Defending champions Deportivo were dethroned, but still managed a strong second-place finish to head directly into the Champions League group stages for 2001-02. They were nearly beaten to an automatic spot by Mallorca, who surprised everyone by finishing third, only two points behind Depor.
Barcelona were scoring freely with Rivaldo and Patrick Kluivert tallying 41 goals between them, but an atrocious defensive record of 57 goals conceded was their undoing - and the end of Ferrer’s brief spell in the dugout. Charly Rexach replaced him, but the Catalans still trailed Valencia for the fourth and final Champions League qualifying spot heading into the final matchday, when they welcomed los Che to Camp Nou, needing a win to qualify.
And Rivaldo would deliver the signature performance of his career.
His 89th-minute overhead kick from the edge of the box broke a 2-2 tie, completed his hat-trick and snuck the Catalans into the Champions League at Valencia’s bitter expense.

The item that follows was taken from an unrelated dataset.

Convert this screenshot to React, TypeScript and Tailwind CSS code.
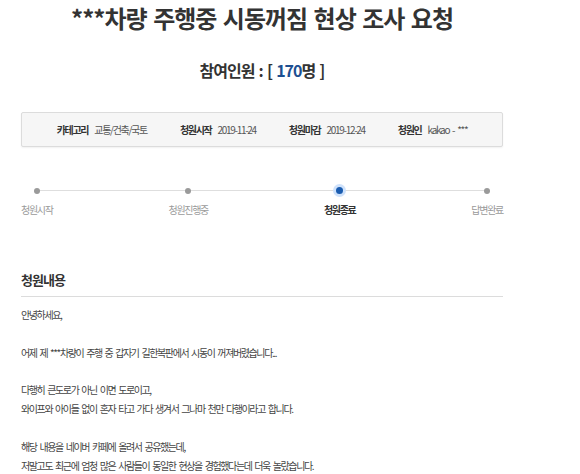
import * as React from 'react';

const steps = [
    { label: '청원시작', active: false },
    { label: '청원진행중', active: false },
    { label: '청원종료', active: true },
    { label: '답변완료', active: false },
];

const info = [
    { label: '카테고리', value: '교통/건축/국토' },
    { label: '청원시작', value: '2019-11-24' },
    { label: '청원마감', value: '2019-12-24' },
    { label: '청원인', value: 'kakao - ***' },
];

const paragraphs = [
    ['안녕하세요,'],
    ['어제 제 ***차량이 주행 중 갑자기 길한복판에서 시동이 꺼져버렸습니다...'],
    [
        '다행히 큰도로가 아닌 이면 도로이고,',
        '와이프와 아이들 없이 혼자 타고 가다 생겨서 그나마 천만 다행이라고 합니다.',
    ],
    [
        '해당 내용을 네이버 카페에 올려서 공유했는데,',
        '저말고도 최근에 엄청 많은 사람들이 동일한 현상을 경험했다는데 더욱 놀랐습니다.',
    ],
];

export default function App() {
    return (
        <div className="w-[580px] h-[474px] overflow-hidden bg-white font-['Noto_Sans_CJK_KR',sans-serif] text-[#333]">
            <div className="ml-[21px] w-[482px]">
                {/* Title */}
                <h1 className="text-center text-[24px] font-bold leading-[35px] tracking-[-1px] [word-spacing:2px] text-[#333]">
                    ***차량 주행중 시동꺼짐 현상 조사 요청
                </h1>

                {/* Participants */}
                <div className="mt-[23px] text-center text-[16px] font-bold leading-[24px] tracking-[-1px] [word-spacing:1.5px] text-[#333]">
                    참여인원 : [ <span className="text-[#1d4f91]">170</span>명 ]
                </div>

                {/* Info box */}
                <div className="mt-[30px] h-[35px] flex items-center justify-center gap-[33px] rounded-[2px] border border-[#dcdcdc] bg-[#f6f6f6] shadow-[0_1px_2px_rgba(0,0,0,0.06)] text-[10px] tracking-[-1.3px] [word-spacing:2px]">
                    {info.map((item) => (
                        <div key={item.label} className="flex items-center gap-[6px]">
                            <span className="font-bold text-[#333]">{item.label}</span>
                            <span className="text-[#555]">{item.value}</span>
                        </div>
                    ))}
                </div>

                {/* Progress steps */}
                <div className="relative mt-[40px] flex justify-between">
                    <div className="absolute left-[16px] right-[16px] top-[3px] h-[1px] bg-[#dedede]" />
                    {steps.map((step) => (
                        <div key={step.label} className="relative flex flex-col items-center">
                            {step.active ? (
                                <div className="w-[7px] h-[7px] rounded-full bg-[#1a5cb0] shadow-[0_0_0_3px_#cfe2fb]" />
                            ) : (
                                <div className="w-[6px] h-[6px] mt-[0.5px] rounded-full bg-[#9a9a9a]" />
                            )}
                            <span
                                className={
                                    step.active
                                        ? 'mt-[9px] text-[10px] leading-[14px] tracking-[-1.3px] font-bold text-[#333]'
                                        : 'mt-[9px] text-[10px] leading-[14px] tracking-[-1.3px] text-[#9a9a9a]'
                                }
                            >
                                {step.label}
                            </span>
                        </div>
                    ))}
                </div>

                {/* Content */}
                <h2 className="mt-[54px] pb-[7px] border-b border-[#dcdcdc] text-[13px] font-bold leading-[18px] tracking-[-1px] text-[#333]">
                    청원내용
                </h2>
                <div className="mt-[9px] text-[10px] leading-[18.7px] tracking-[-1.4px] [word-spacing:2px] text-[#444]">
                    {paragraphs.map((lines, i) => (
                        <p key={i} className="mb-[19px]">
                            {lines.map((line) => (
                                <span key={line} className="block">
                                    {line}
                                </span>
                            ))}
                        </p>
                    ))}
                </div>
            </div>
        </div>
    );
}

Zaragoza nearly had the shame of playing in next season’s Uefa Cup from the Segunda after winning the Copa del Rey, but managed to finish one point above the relegation zone. Real Oviedo, Racing Santander and Numancia were the three sides that could not avoid the drop.
RAUL - 24 GOALS
The forward scored 24 goals, edging one ahead of Rivaldo to wrap up his second Pichichi award.
MOST EXPENSIVE TRANSFER
KEY MOMENT OF THE SEASON
With Real Madrid keeping the competition at a safe distance for most of the campaign, the race for fourth was the real battle of the season. The stars aligned to make the final matchday at Camp Nou hold all the stakes, and Rivaldo rose - at least three feet in the air - to the occasion.